The Silver Institute reported that global silver ETP holdings reached about 1.13 billion ounces by June 30, 2025, and that net inflows totaled about 95 million ounces in the first half of 2025, already surpassing the total for all of the prior year.
That matters because ETP inflows can amplify price moves during momentum phases: when buying accelerates, more metal is demanded immediately, even if industrial users cannot quickly reduce usage.
ETF/ETP flow indicators (H1 2025)
| Indicator | Reported level |
| Net inflows (H1 2025) | ~95 million ounces |
| Total holdings (June 30, 2025) | ~1.13 billion ounces |
Why silver can move faster than gold
Silver markets are smaller and often more volatile than gold. When investor demand rises quickly—especially through leveraged or momentum channels—price swings can be sharper.

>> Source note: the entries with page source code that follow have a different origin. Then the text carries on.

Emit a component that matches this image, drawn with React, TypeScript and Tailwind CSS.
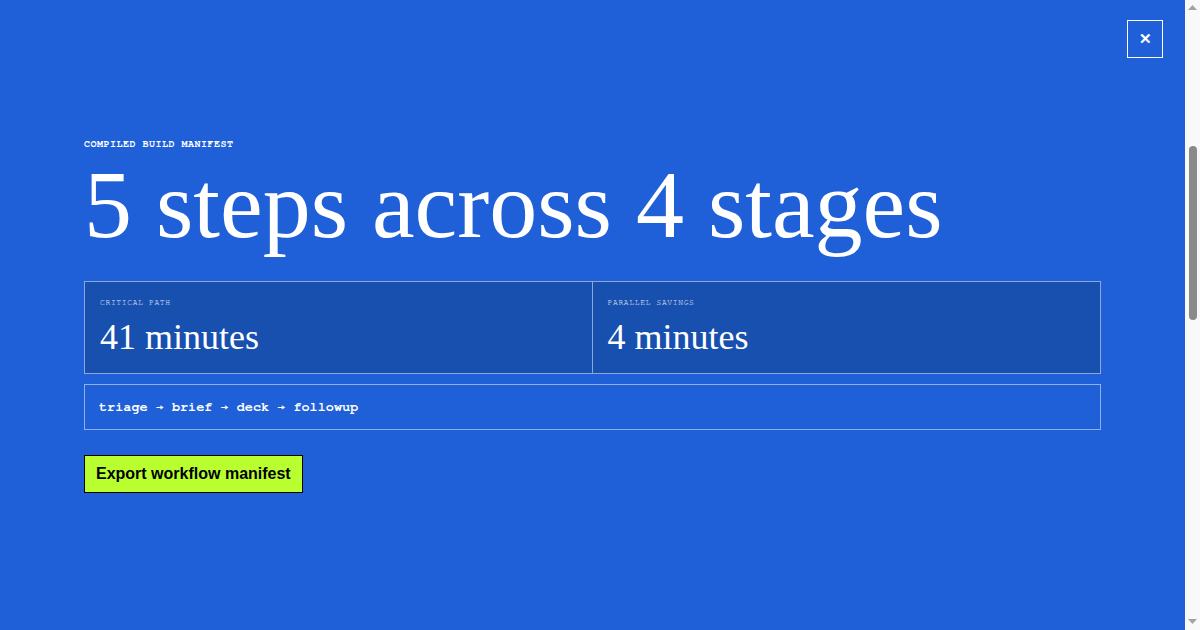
const mono =
  "font-['Nimbus_Mono_PS','Nimbus_Mono_L','FreeMono','Courier_10_Pitch','Courier_New',monospace]";
const serif = "font-['Liberation_Serif','Times_New_Roman',serif]";

const Stat = ({ label, value, last }: { label: string; value: string; last?: boolean }) => (
  <div className={`px-[15px] pb-[13px] pt-[15px] ${last ? "" : "border-r border-white/50"}`}>
    <p className={`${mono} text-[8px] uppercase leading-[12px] tracking-[0.08em] text-white/90`}>
      {label}
    </p>
    <p className={`${serif} mt-[6px] text-[36px] leading-[45px]`}>{value}</p>
  </div>
);

const App = () => {
  return (
    <div className="flex h-screen w-full overflow-hidden">
      {/* Manifest overlay */}
      <div className="relative flex-1 bg-[#1f60d8] text-white">
        <button className="absolute right-[22px] top-5 flex h-[38px] w-9 items-center justify-center border border-white text-[15px] font-bold font-['Liberation_Sans',Arial,sans-serif]">
          ✕
        </button>

        <div className="px-[84px] pt-[137px]">
          <p className={`${mono} text-[10px] font-bold uppercase leading-[15px] tracking-[0.05em]`}>
            Compiled build manifest
          </p>
          <h1 className={`${serif} mt-[5px] text-[96px] leading-none`}>5 steps across 4 stages</h1>

          <div className="mt-[28px] grid grid-cols-2 border border-white/50 bg-[#1850b0]">
            <Stat label="Critical path" value="41 minutes" />
            <Stat label="Parallel savings" value="4 minutes" last />
          </div>

          <div className="mt-[10px] border border-white/50 px-[14px] py-[13px]">
            <p className={`${mono} text-[13.5px] font-bold leading-[18px]`}>
              triage → brief → deck → followup
            </p>
          </div>

          <button className="mt-[25px] border border-black bg-[#b9ff2f] px-[11px] py-[6px] text-[16px] font-bold leading-6 text-black font-['Liberation_Sans',Arial,sans-serif]">
            Export workflow manifest
          </button>
        </div>
      </div>

      {/* scrollbar strip */}
      <div className="flex w-[15px] flex-col items-center bg-[#f9f9f9]">
        <svg width="9" height="5" viewBox="0 0 9 5" className="mt-[5px]">
          <path d="M4.5 0 L9 5 L0 5 Z" fill="#a3a3a3" />
        </svg>
        <div className="mt-[136px] h-[174px] w-2 rounded-full bg-[#8a8a8a]" />
        <div className="flex-1" />
        <svg width="9" height="5" viewBox="0 0 9 5" className="mb-[6px]">
          <path d="M0 0 L9 0 L4.5 5 Z" fill="#a3a3a3" />
        </svg>
      </div>
    </div>
  );
};

export default App;
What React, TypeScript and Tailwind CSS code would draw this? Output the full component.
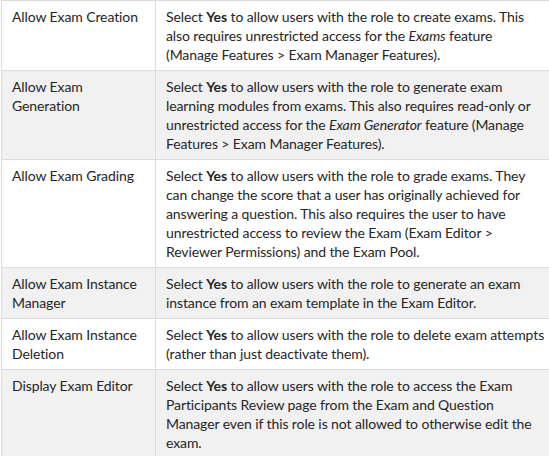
const rows: { name: string; desc: React.ReactNode }[] = [
  {
    name: "Allow Exam Creation",
    desc: (
      <>
        Select <b>Yes</b> to allow users with the role to create exams. This also requires unrestricted access for the{" "}
        <i>Exams</i> feature (Manage Features &gt; Exam Manager Features).
      </>
    ),
  },
  {
    name: "Allow Exam Generation",
    desc: (
      <>
        Select <b>Yes</b> to allow users with the role to generate exam learning modules from exams. This also requires
        read-only or unrestricted access for the <i>Exam Generator</i> feature (Manage Features &gt; Exam Manager
        Features).
      </>
    ),
  },
  {
    name: "Allow Exam Grading",
    desc: (
      <>
        Select <b>Yes</b> to allow users with the role to grade exams. They can change the score that a user has
        originally achieved for answering a question. This also requires the user to have unrestricted access to review
        the Exam (Exam Editor &gt; Reviewer Permissions) and the Exam Pool.
      </>
    ),
  },
  {
    name: "Allow Exam Instance Manager",
    desc: (
      <>
        Select <b>Yes</b> to allow users with the role to generate an exam instance from an exam template in the Exam
        Editor.
      </>
    ),
  },
  {
    name: "Allow Exam Instance Deletion",
    desc: (
      <>
        Select <b>Yes</b> to allow users with the role to delete exam attempts (rather than just deactivate them).
      </>
    ),
  },
  {
    name: "Display Exam Editor",
    desc: (
      <>
        Select <b>Yes</b> to allow users with the role to access the Exam Participants Review page from the Exam and
        Question Manager even if this role is not allowed to otherwise edit the exam.
      </>
    ),
  },
];

export default function App() {
  return (
    <div className="w-[549px] h-[456px] bg-white overflow-hidden">
      <table
        className="w-[548px] border-collapse text-[14px] leading-[19px] text-[#262626] ml-px tracking-[-0.1px]"
        style={{ fontFamily: "Lato, 'Open Sans', sans-serif" }}
      >
        <colgroup>
          <col className="w-[154px]" />
          <col />
        </colgroup>
        <tbody>
          {rows.map((r, i) => (
            <tr key={r.name} className={i % 2 === 1 ? "bg-[#f1f1f1]" : "bg-white"}>
              <td className="border border-[#dcdcdc] align-top pl-[10px] pr-2 pt-[6px] pb-[6px]">{r.name}</td>
              <td className="border border-[#dcdcdc] border-r-0 align-top pl-[10px] pr-1 pt-[6px] pb-[6px]">{r.desc}</td>
            </tr>
          ))}
        </tbody>
      </table>
    </div>
  );
}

That volatility is one reason silver can outperform in strong up-cycles, but it also explains why pullbacks can be steep when sentiment shifts, margin requirements change, or industrial buyers pause.
What to watch next
Several near-term factors could shape whether silver holds near record levels:
1. U.S. rate path into 2026
Markets will focus on whether the Fed continues easing and how quickly. The Fed’s December rate cut has already shifted expectations, but future decisions will hinge on incoming inflation and labor-market data.
2. Physical availability and premiums
If retail and wholesale premiums remain elevated—especially in major consumption hubs—this can signal stress in physical supply even when futures markets are liquid.
3. Industrial demand durability
Solar and EV demand are structural themes, but they can still be cyclical. Manufacturing slowdowns, policy changes, or substitution efforts can affect the pace of growth, even if long-run direction remains upward.
4. ETP flows
ETP/ETF inflows have been a major marginal buyer. A sustained slowdown (or reversal) in flows can cool momentum.
Final thoughts
Silver’s run to an all-time high near $67 reflects a rare alignment: tight physical fundamentals, expanding industrial use, and investor demand strengthened by a falling-rate backdrop. Whether prices can stay near record territory will likely depend on how quickly supply can respond, how durable “green economy” demand remains, and whether investment inflows continue to absorb available metal.